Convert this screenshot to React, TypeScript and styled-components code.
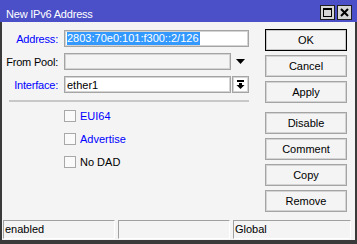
import * as React from 'react'
import styled, { createGlobalStyle } from 'styled-components'

const GlobalStyle = createGlobalStyle`
  html, body {
    margin: 0;
    padding: 0;
  }
  body {
    width: 357px;
    height: 244px;
    overflow: hidden;
    font-family: "Liberation Sans", Arial, sans-serif;
    font-size: 11px;
    color: #000;
  }
`

const Window = styled.div`
  width: 357px;
  height: 244px;
  box-sizing: border-box;
  display: flex;
  flex-direction: column;
  background: #f4f4f4;
`

const TitleBar = styled.div`
  height: 22px;
  flex: none;
  display: flex;
  align-items: flex-start;
  padding: 0 5px 0 6px;
  background: #4b4fc8;
  color: #fff;
`

const TitleText = styled.div`
  margin-top: 8px;
  line-height: 13px;
  letter-spacing: -0.2px;
`

const TitleButtons = styled.div`
  margin-left: auto;
  margin-top: 5px;
  display: flex;
  gap: 2px;
`

const TitleButton = styled.div`
  width: 15px;
  height: 15px;
  box-sizing: border-box;
  border: 1px solid #202020;
  background: #d6d6d6;
  display: flex;
  align-items: center;
  justify-content: center;
`

const Body = styled.div`
  flex: 1;
  display: flex;
  flex-direction: column;
  border-style: solid;
  border-color: #3a3a3a;
  border-width: 0 2px 4px 2px;
`

const Main = styled.div`
  flex: 1;
  display: flex;
  padding: 7px 8px 0 7px;
`

const Form = styled.div`
  width: 240px;
  display: flex;
  flex-direction: column;
  padding-top: 1px;
`

const Row = styled.div`
  height: 17px;
  display: flex;
  align-items: center;
  margin-bottom: 6px;
`

const Label = styled.div<{ $link?: boolean }>`
  width: 53px;
  margin-left: -4px;
  margin-right: 6px;
  text-align: right;
  white-space: nowrap;
  letter-spacing: -0.2px;
  color: ${p => (p.$link ? '#0000ff' : '#000')};
`

const Field = styled.div<{ $width: number; $disabled?: boolean }>`
  width: ${p => p.$width}px;
  height: 17px;
  box-sizing: border-box;
  border: 1px solid #a4a4a4;
  box-shadow: inset 0 0 0 1px #d4d4d4;
  background: ${p => (p.$disabled ? '#f4f4f4' : '#fff')};
  display: flex;
  align-items: center;
  padding-left: 2px;
  white-space: nowrap;
  overflow: hidden;
`

const Selected = styled.span`
  background: #3399ff;
  color: #fff;
  line-height: 13px;
  padding: 0 1px 0 0;
`

const ArrowSlot = styled.div`
  width: 18px;
  height: 17px;
  display: flex;
  align-items: center;
  justify-content: center;
`

const DropButton = styled.div`
  width: 17px;
  height: 17px;
  margin-left: 1px;
  box-sizing: border-box;
  border: 1px solid #a4a4a4;
  box-shadow: inset 0 0 0 1px #d4d4d4;
  background: #fff;
  display: flex;
  align-items: center;
  justify-content: center;
`

const Separator = styled.div`
  height: 2px;
  margin-top: 1px;
  background: #c8c8c8;
`

const CheckRow = styled.div<{ $first?: boolean }>`
  height: 12px;
  display: flex;
  align-items: center;
  margin: ${p => (p.$first ? 8 : 11)}px 0 0 55px;
`

const Box = styled.div`
  width: 12px;
  height: 12px;
  box-sizing: border-box;
  border: 1px solid #a8a8a8;
  background: #fafafa;
  margin-right: 4px;
`

const CheckLabel = styled.span<{ $link?: boolean }>`
  color: ${p => (p.$link ? '#0000ff' : '#000')};
`

const Buttons = styled.div`
  width: 82px;
  margin-left: 16px;
  display: flex;
  flex-direction: column;
`

const Button = styled.div<{ $primary?: boolean; $gapTop?: boolean }>`
  height: 22px;
  box-sizing: border-box;
  margin-bottom: 4px;
  margin-top: ${p => (p.$gapTop ? 5 : 0)}px;
  border: 1px solid ${p => (p.$primary ? '#000' : '#a4a4a4')};
  box-shadow: inset 0 0 0 1px ${p => (p.$primary ? '#c8c8c8' : '#d4d4d4')};
  background: #f4f4f4;
  display: flex;
  align-items: center;
  justify-content: center;
`

const StatusBar = styled.div`
  display: grid;
  grid-template-columns: 112px 112px 118px;
  column-gap: 3px;
  padding: 0 0 1px 1px;
`

const Cell = styled.div`
  height: 19px;
  box-sizing: border-box;
  border-top: 1px solid #a0a0a0;
  border-left: 1px solid #a0a0a0;
  border-bottom: 1px solid #fff;
  border-right: 1px solid #fff;
  padding-left: 1px;
  line-height: 17px;
`

const DownTriangle = () => (
  <svg width="9" height="5" viewBox="0 0 9 5">
    <polygon points="0,0 9,0 4.5,5" fill="#000" />
  </svg>
)

const DownToBar = () => (
  <svg width="9" height="9" viewBox="0 0 9 9">
    <rect x="1" y="0" width="7" height="2" fill="#000" />
    <rect x="3" y="3" width="3" height="2" fill="#000" />
    <polygon points="0.5,5 8.5,5 4.5,9" fill="#000" />
  </svg>
)

const MaxIcon = () => (
  <svg width="9" height="9" viewBox="0 0 9 9">
    <rect x="0.5" y="0.5" width="8" height="8" fill="none" stroke="#000" />
    <rect x="0" y="0" width="9" height="2" fill="#000" />
  </svg>
)

const CloseIcon = () => (
  <svg width="9" height="9" viewBox="0 0 9 9">
    <path d="M1 1 L8 8 M8 1 L1 8" stroke="#000" strokeWidth="2" />
  </svg>
)

export default function App() {
  return (
    <Window>
      <GlobalStyle />
      <TitleBar>
        <TitleText>New IPv6 Address</TitleText>
        <TitleButtons>
          <TitleButton><MaxIcon /></TitleButton>
          <TitleButton><CloseIcon /></TitleButton>
        </TitleButtons>
      </TitleBar>
      <Body>
        <Main>
          <Form>
            <Row>
              <Label $link>Address:</Label>
              <Field $width={185}>
                <Selected>2803:70e0:101:f300::2/126</Selected>
              </Field>
            </Row>
            <Row>
              <Label>From Pool:</Label>
              <Field $width={167} $disabled />
              <ArrowSlot><DownTriangle /></ArrowSlot>
            </Row>
            <Row>
              <Label $link>Interface:</Label>
              <Field $width={167}>ether1</Field>
              <DropButton><DownToBar /></DropButton>
            </Row>
            <Separator />
            <CheckRow $first>
              <Box />
              <CheckLabel $link>EUI64</CheckLabel>
            </CheckRow>
            <CheckRow>
              <Box />
              <CheckLabel $link>Advertise</CheckLabel>
            </CheckRow>
            <CheckRow>
              <Box />
              <CheckLabel>No DAD</CheckLabel>
            </CheckRow>
          </Form>
          <Buttons>
            <Button $primary>OK</Button>
            <Button>Cancel</Button>
            <Button>Apply</Button>
            <Button $gapTop>Disable</Button>
            <Button>Comment</Button>
            <Button>Copy</Button>
            <Button>Remove</Button>
          </Buttons>
        </Main>
        <StatusBar>
          <Cell>enabled</Cell>
          <Cell />
          <Cell>Global</Cell>
        </StatusBar>
      </Body>
    </Window>
  )
}
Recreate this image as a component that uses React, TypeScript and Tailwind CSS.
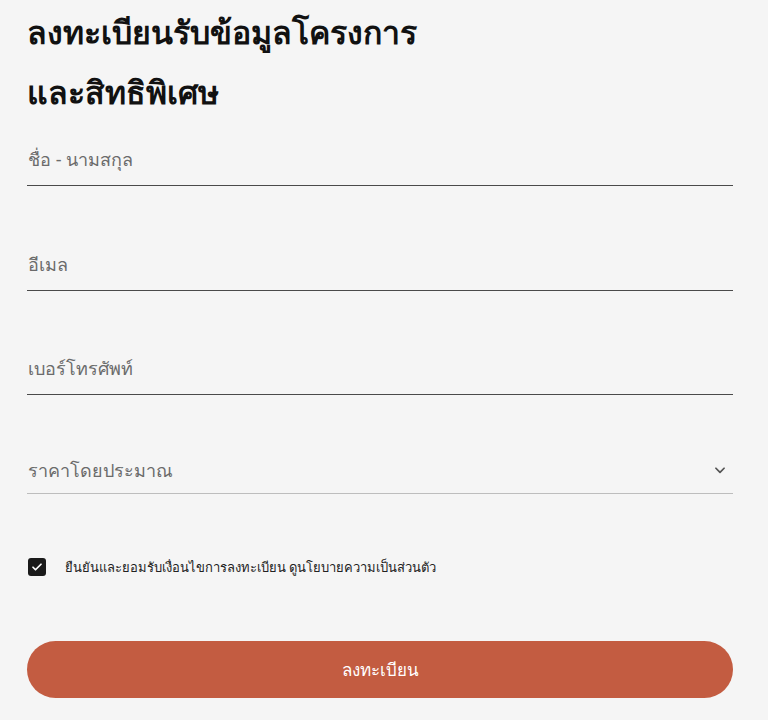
+--
### STATED PROBLEM
Copy all the lines above that hold the string "React".

### EXPECTED ANSWER
Convert this screenshot to React, TypeScript and styled-components code.
import * as React from 'react'
Recreate this image as a component that uses React, TypeScript and Tailwind CSS.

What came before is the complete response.